> **Written task**:
Write the data out again exactly, dropping any images it holds.

>> begin

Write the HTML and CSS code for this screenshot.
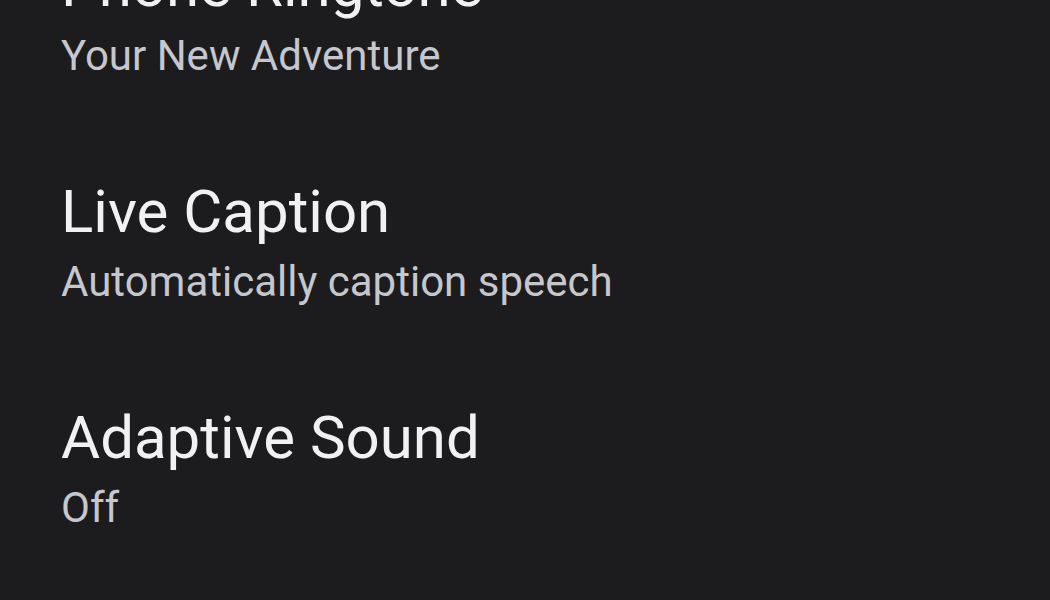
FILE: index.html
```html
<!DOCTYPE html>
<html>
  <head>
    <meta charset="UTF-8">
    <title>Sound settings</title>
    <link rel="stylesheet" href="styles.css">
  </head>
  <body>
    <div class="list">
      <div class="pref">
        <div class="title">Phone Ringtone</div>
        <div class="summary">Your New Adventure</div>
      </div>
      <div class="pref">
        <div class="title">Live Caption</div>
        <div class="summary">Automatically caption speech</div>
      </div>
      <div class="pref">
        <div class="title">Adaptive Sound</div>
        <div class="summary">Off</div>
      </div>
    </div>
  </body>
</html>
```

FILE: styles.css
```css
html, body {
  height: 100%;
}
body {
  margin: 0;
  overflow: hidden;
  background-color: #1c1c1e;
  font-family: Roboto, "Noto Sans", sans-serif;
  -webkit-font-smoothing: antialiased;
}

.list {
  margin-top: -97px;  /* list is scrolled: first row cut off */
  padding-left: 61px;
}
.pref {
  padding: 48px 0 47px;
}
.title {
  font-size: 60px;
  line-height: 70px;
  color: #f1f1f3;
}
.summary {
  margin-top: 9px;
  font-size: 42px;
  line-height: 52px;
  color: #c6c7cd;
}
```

>> end

> **Answer to this problem**:
Write the HTML and CSS code for this screenshot.
FILE: index.html
```html
<!DOCTYPE html>
<html>
  <head>
    <meta charset="UTF-8">
    <title>Sound settings</title>
    <link rel="stylesheet" href="styles.css">
  </head>
  <body>
    <div class="list">
      <div class="pref">
        <div class="title">Phone Ringtone</div>
        <div class="summary">Your New Adventure</div>
      </div>
      <div class="pref">
        <div class="title">Live Caption</div>
        <div class="summary">Automatically caption speech</div>
      </div>
      <div class="pref">
        <div class="title">Adaptive Sound</div>
        <div class="summary">Off</div>
      </div>
    </div>
  </body>
</html>
```

FILE: styles.css
```css
html, body {
  height: 100%;
}
body {
  margin: 0;
  overflow: hidden;
  background-color: #1c1c1e;
  font-family: Roboto, "Noto Sans", sans-serif;
  -webkit-font-smoothing: antialiased;
}

.list {
  margin-top: -97px;  /* list is scrolled: first row cut off */
  padding-left: 61px;
}
.pref {
  padding: 48px 0 47px;
}
.title {
  font-size: 60px;
  line-height: 70px;
  color: #f1f1f3;
}
.summary {
  margin-top: 9px;
  font-size: 42px;
  line-height: 52px;
  color: #c6c7cd;
}
```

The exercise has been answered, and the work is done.